▶ **WRITTEN EXERCISE**:
Copy each line with the word "styles" in it.
··· SUPPLIED INFORMATION ···
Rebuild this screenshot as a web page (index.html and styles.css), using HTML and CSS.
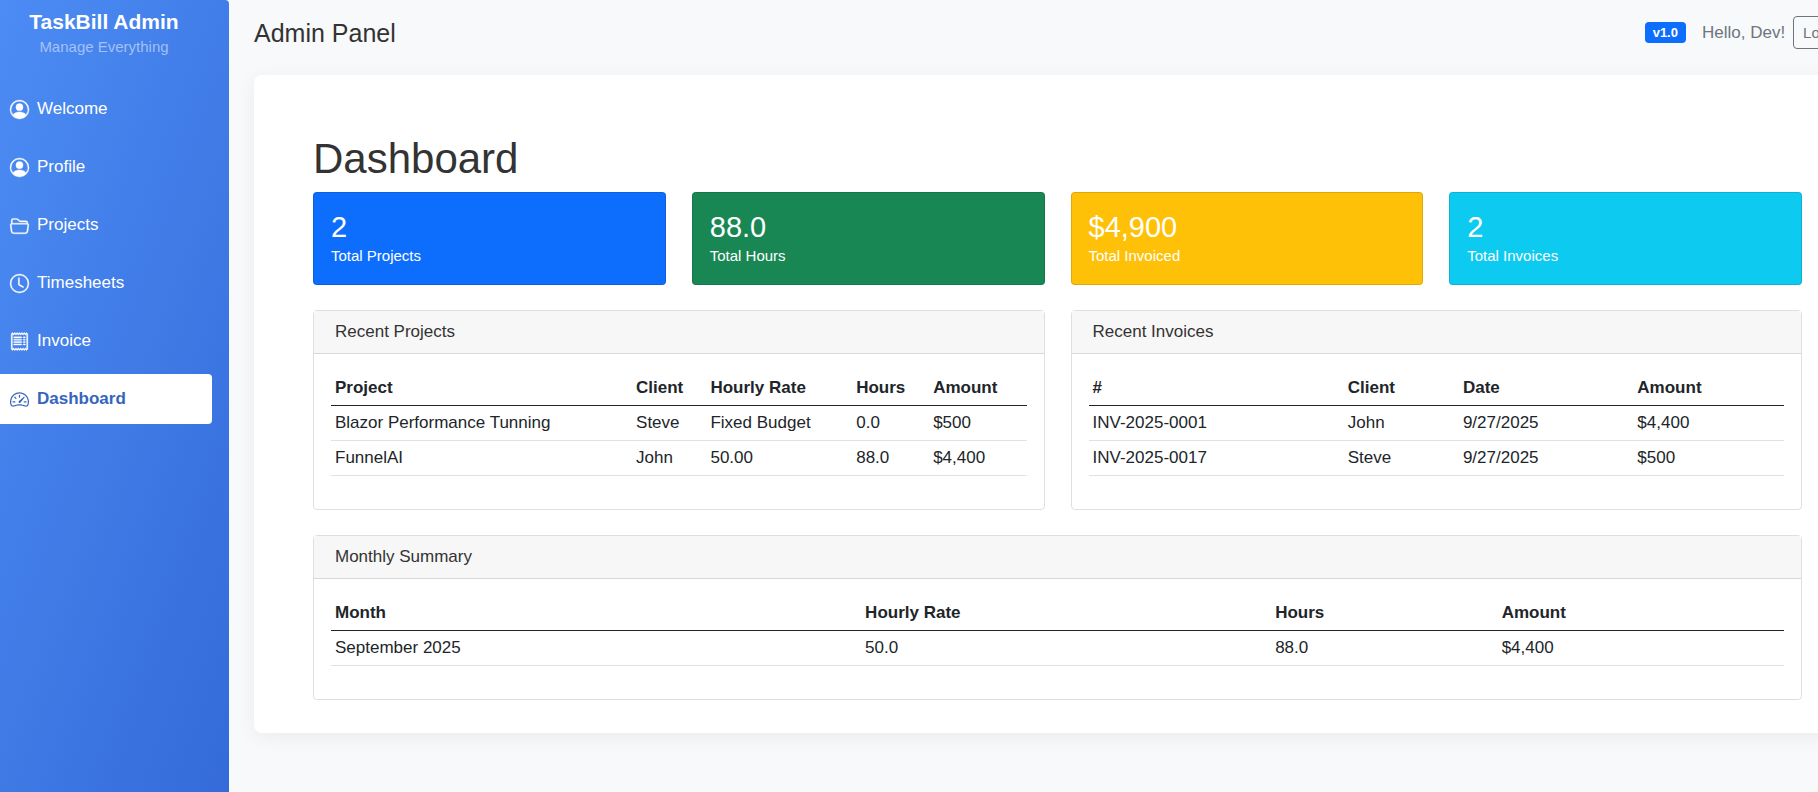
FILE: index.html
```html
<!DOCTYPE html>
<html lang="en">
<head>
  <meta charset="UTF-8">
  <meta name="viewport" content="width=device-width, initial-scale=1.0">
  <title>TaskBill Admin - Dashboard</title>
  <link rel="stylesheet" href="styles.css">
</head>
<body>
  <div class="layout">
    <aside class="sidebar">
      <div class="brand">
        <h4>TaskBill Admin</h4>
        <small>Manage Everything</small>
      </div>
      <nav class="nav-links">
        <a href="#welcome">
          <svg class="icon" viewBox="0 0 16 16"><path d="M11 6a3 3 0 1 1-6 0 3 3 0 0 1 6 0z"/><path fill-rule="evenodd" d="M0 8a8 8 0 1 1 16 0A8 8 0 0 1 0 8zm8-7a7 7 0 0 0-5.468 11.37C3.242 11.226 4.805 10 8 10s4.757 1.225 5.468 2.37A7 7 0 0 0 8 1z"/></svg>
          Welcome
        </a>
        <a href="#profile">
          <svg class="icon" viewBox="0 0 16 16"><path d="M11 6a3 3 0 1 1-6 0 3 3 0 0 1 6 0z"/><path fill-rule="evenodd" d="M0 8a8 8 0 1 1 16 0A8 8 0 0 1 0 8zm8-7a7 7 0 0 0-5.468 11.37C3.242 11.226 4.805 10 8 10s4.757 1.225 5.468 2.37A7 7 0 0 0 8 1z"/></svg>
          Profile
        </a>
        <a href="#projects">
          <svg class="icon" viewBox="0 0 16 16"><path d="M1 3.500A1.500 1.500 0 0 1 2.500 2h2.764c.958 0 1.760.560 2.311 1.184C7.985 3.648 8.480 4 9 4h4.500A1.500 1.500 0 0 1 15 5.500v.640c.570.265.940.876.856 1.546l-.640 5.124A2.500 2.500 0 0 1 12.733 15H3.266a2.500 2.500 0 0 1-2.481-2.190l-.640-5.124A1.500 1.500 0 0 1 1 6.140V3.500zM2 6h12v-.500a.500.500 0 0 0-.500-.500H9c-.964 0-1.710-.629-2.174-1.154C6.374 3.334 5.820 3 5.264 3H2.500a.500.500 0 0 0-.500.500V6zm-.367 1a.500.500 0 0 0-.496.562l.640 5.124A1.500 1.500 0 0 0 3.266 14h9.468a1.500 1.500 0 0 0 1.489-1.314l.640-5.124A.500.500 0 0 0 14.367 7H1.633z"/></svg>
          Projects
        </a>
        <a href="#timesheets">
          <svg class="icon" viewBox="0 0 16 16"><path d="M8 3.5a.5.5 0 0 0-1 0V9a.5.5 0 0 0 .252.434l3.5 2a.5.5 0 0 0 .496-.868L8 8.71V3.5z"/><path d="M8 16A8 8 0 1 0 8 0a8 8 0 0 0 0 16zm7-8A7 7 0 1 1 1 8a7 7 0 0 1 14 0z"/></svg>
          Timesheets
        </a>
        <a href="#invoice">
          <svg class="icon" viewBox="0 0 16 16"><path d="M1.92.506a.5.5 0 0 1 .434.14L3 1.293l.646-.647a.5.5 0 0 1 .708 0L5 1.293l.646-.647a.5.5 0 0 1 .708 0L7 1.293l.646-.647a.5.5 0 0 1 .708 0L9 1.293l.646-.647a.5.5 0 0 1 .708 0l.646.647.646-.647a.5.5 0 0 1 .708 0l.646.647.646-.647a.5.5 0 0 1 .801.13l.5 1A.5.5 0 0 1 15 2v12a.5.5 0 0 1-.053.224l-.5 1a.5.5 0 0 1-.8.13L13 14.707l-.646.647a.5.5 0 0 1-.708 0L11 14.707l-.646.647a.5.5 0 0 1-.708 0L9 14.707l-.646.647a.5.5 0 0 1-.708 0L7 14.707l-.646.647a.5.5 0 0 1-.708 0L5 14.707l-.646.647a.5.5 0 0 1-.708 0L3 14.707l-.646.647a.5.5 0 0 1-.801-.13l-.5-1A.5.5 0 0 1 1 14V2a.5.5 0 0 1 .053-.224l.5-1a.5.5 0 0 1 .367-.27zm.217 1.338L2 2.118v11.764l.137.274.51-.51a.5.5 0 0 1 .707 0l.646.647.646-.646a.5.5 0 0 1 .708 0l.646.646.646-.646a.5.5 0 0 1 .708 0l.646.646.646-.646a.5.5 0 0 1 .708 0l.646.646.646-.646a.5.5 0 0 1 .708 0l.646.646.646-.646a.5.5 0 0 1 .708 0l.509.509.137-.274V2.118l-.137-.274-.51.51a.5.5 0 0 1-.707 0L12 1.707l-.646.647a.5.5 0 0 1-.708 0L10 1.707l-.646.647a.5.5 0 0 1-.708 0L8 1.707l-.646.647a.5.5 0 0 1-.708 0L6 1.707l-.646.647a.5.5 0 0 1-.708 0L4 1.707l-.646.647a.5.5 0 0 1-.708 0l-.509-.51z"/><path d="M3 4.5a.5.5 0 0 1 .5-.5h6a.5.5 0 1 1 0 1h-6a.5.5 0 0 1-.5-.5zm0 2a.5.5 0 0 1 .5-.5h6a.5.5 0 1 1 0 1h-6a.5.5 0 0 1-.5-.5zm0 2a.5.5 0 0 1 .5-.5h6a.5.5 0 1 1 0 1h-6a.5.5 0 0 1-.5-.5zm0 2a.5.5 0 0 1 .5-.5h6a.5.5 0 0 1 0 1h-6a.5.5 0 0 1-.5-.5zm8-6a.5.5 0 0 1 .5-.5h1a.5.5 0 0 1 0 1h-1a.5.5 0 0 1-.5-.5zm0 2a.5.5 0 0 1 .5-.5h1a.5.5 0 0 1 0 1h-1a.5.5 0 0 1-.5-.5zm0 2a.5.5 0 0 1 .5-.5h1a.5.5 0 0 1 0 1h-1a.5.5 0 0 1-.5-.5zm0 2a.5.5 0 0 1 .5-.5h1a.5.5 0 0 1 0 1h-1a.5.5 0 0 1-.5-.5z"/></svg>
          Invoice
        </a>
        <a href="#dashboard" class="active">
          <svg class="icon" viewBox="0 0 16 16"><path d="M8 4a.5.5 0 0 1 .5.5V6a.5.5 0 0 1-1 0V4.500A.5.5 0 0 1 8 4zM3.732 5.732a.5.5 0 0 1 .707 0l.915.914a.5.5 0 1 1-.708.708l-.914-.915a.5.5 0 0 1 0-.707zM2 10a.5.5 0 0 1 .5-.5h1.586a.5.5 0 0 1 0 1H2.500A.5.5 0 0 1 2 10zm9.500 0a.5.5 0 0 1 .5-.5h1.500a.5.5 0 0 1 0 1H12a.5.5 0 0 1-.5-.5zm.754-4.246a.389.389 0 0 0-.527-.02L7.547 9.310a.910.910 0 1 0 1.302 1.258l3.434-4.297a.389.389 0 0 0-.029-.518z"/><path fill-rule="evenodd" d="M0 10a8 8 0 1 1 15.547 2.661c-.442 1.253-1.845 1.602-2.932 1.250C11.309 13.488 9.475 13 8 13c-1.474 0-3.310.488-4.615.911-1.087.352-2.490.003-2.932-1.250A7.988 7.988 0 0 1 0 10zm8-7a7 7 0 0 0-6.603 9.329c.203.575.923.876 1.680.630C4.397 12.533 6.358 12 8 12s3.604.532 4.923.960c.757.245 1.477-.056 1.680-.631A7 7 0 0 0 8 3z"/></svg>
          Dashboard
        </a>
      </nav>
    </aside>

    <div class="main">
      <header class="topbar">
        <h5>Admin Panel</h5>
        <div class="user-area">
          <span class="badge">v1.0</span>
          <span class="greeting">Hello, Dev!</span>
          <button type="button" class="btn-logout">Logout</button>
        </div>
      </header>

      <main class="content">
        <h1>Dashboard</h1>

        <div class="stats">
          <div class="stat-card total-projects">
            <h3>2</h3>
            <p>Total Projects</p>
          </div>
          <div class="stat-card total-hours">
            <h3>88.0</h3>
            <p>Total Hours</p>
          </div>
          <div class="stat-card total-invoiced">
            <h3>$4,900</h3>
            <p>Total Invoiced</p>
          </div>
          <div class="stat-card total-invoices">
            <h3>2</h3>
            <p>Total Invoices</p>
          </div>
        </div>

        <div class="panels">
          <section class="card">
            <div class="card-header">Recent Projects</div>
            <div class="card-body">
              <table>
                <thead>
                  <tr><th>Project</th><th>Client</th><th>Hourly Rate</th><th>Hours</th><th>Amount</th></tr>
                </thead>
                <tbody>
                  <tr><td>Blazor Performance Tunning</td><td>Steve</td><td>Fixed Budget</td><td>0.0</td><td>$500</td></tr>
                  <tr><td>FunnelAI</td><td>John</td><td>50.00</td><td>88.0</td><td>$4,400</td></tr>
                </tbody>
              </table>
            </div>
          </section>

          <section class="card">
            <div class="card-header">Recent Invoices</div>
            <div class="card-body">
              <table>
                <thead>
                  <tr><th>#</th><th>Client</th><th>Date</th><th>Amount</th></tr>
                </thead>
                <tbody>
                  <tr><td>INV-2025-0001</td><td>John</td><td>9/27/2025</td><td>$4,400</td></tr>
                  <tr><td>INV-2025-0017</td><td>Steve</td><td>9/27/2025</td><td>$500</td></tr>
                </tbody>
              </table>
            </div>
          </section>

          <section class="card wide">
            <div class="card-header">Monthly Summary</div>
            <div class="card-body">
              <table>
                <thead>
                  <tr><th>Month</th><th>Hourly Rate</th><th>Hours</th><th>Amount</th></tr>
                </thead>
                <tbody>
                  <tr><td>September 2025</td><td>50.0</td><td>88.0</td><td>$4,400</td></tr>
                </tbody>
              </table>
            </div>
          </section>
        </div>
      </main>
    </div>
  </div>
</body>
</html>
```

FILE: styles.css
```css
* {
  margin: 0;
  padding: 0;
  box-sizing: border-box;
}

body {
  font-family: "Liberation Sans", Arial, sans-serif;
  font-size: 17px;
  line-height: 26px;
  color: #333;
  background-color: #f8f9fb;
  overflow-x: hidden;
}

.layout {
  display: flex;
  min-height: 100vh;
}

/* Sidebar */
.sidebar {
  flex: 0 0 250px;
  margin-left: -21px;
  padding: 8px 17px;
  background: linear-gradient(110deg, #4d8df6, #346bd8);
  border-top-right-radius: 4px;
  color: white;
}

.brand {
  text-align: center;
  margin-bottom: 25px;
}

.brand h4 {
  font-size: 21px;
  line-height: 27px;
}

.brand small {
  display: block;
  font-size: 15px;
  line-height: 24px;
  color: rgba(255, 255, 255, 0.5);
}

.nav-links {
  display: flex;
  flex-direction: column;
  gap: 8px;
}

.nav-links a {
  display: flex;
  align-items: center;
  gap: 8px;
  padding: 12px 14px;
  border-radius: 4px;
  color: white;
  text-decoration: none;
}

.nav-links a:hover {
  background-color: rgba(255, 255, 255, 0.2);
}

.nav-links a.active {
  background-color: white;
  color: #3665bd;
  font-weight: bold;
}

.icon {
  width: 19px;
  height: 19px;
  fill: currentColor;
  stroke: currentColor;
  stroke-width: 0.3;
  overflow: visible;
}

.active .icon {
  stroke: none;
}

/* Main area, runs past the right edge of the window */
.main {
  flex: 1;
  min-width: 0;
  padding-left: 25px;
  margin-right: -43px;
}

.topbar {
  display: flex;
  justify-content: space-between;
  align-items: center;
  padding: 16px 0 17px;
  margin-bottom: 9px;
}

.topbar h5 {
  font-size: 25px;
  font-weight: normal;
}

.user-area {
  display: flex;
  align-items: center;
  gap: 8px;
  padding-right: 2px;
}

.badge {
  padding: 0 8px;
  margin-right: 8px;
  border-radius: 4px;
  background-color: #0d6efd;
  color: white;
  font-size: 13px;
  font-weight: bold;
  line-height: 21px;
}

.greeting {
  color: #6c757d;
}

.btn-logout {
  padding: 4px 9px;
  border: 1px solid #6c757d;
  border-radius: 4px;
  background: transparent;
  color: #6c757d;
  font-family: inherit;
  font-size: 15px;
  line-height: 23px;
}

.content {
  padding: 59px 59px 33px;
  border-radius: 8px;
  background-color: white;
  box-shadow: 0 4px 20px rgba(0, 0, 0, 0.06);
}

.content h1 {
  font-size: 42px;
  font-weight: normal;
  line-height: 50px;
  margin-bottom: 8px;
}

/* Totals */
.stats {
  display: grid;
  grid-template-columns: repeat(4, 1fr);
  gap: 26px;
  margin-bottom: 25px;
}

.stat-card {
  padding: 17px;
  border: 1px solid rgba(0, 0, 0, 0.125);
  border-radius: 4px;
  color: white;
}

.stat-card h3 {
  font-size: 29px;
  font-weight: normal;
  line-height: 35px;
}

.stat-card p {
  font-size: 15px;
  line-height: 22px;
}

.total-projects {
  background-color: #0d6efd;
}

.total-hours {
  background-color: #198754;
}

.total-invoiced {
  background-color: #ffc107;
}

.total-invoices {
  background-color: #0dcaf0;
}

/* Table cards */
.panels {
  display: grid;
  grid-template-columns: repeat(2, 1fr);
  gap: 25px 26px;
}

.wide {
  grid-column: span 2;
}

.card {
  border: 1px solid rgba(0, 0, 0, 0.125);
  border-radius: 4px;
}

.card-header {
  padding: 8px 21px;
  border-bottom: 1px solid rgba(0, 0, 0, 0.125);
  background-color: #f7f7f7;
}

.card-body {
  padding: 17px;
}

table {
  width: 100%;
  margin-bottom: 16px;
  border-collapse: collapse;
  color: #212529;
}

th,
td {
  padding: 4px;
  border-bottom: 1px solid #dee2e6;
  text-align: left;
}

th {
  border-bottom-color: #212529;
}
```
···
▶ **SOLVED EXERCISE**:
Rebuild this screenshot as a web page (index.html and styles.css), using HTML and CSS.
  <link rel="stylesheet" href="styles.css">
FILE: styles.css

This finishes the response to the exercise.